◆ **Data entries**
"""

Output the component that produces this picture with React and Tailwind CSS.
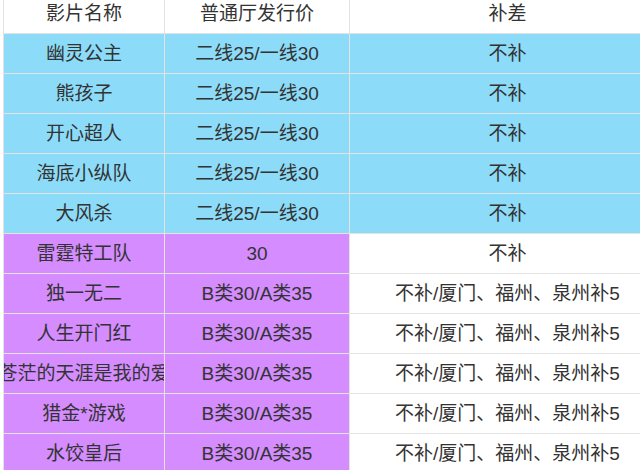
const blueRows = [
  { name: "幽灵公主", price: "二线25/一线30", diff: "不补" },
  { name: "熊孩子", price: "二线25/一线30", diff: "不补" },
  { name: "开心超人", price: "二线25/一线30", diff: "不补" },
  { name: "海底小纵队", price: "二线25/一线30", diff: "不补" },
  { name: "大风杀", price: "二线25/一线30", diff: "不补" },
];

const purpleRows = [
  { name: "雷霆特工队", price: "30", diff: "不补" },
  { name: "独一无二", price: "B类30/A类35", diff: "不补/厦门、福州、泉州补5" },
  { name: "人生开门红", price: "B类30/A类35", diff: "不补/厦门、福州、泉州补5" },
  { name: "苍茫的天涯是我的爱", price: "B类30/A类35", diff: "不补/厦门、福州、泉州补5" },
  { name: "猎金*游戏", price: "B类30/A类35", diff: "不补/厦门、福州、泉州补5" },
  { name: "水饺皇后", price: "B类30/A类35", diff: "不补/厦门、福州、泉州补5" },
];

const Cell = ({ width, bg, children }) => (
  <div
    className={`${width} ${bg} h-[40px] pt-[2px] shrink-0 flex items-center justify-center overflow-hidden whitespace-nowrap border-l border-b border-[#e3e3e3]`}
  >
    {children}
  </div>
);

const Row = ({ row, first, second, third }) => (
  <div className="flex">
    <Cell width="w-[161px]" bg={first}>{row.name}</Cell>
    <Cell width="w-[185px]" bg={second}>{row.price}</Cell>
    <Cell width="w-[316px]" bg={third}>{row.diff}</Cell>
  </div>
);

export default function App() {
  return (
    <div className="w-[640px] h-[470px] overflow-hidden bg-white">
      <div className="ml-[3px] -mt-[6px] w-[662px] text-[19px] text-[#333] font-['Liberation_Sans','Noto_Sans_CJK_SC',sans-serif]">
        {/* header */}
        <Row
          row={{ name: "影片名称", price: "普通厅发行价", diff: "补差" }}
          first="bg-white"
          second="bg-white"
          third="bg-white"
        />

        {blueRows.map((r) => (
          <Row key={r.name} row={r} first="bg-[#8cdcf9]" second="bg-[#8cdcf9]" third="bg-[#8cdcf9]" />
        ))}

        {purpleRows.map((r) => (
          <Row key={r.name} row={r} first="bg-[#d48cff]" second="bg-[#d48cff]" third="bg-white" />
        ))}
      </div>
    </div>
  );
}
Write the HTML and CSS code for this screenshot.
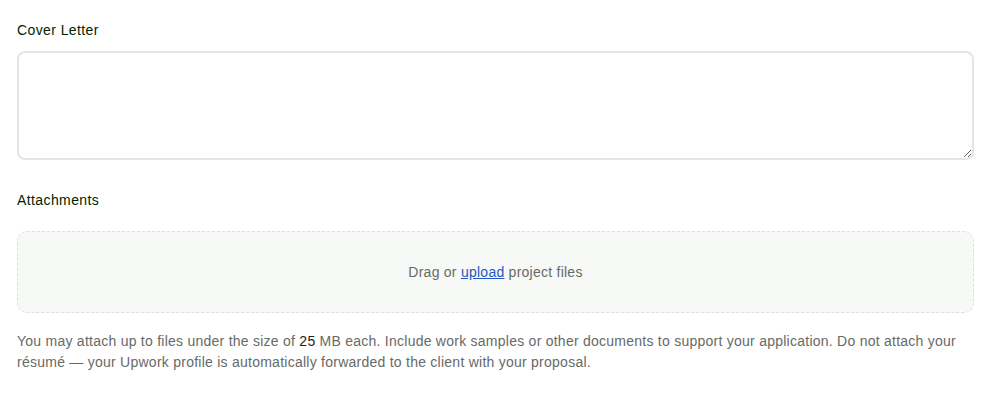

"""

Every record above should be written out again exactly; the pictures stay out of the copy.

◆ **Problem solution**
Output the component that produces this picture with React and Tailwind CSS.
const blueRows = [
  { name: "幽灵公主", price: "二线25/一线30", diff: "不补" },
  { name: "熊孩子", price: "二线25/一线30", diff: "不补" },
  { name: "开心超人", price: "二线25/一线30", diff: "不补" },
  { name: "海底小纵队", price: "二线25/一线30", diff: "不补" },
  { name: "大风杀", price: "二线25/一线30", diff: "不补" },
];

const purpleRows = [
  { name: "雷霆特工队", price: "30", diff: "不补" },
  { name: "独一无二", price: "B类30/A类35", diff: "不补/厦门、福州、泉州补5" },
  { name: "人生开门红", price: "B类30/A类35", diff: "不补/厦门、福州、泉州补5" },
  { name: "苍茫的天涯是我的爱", price: "B类30/A类35", diff: "不补/厦门、福州、泉州补5" },
  { name: "猎金*游戏", price: "B类30/A类35", diff: "不补/厦门、福州、泉州补5" },
  { name: "水饺皇后", price: "B类30/A类35", diff: "不补/厦门、福州、泉州补5" },
];

const Cell = ({ width, bg, children }) => (
  <div
    className={`${width} ${bg} h-[40px] pt-[2px] shrink-0 flex items-center justify-center overflow-hidden whitespace-nowrap border-l border-b border-[#e3e3e3]`}
  >
    {children}
  </div>
);

const Row = ({ row, first, second, third }) => (
  <div className="flex">
    <Cell width="w-[161px]" bg={first}>{row.name}</Cell>
    <Cell width="w-[185px]" bg={second}>{row.price}</Cell>
    <Cell width="w-[316px]" bg={third}>{row.diff}</Cell>
  </div>
);

export default function App() {
  return (
    <div className="w-[640px] h-[470px] overflow-hidden bg-white">
      <div className="ml-[3px] -mt-[6px] w-[662px] text-[19px] text-[#333] font-['Liberation_Sans','Noto_Sans_CJK_SC',sans-serif]">
        {/* header */}
        <Row
          row={{ name: "影片名称", price: "普通厅发行价", diff: "补差" }}
          first="bg-white"
          second="bg-white"
          third="bg-white"
        />

        {blueRows.map((r) => (
          <Row key={r.name} row={r} first="bg-[#8cdcf9]" second="bg-[#8cdcf9]" third="bg-[#8cdcf9]" />
        ))}

        {purpleRows.map((r) => (
          <Row key={r.name} row={r} first="bg-[#d48cff]" second="bg-[#d48cff]" third="bg-white" />
        ))}
      </div>
    </div>
  );
}
Write the HTML and CSS code for this screenshot.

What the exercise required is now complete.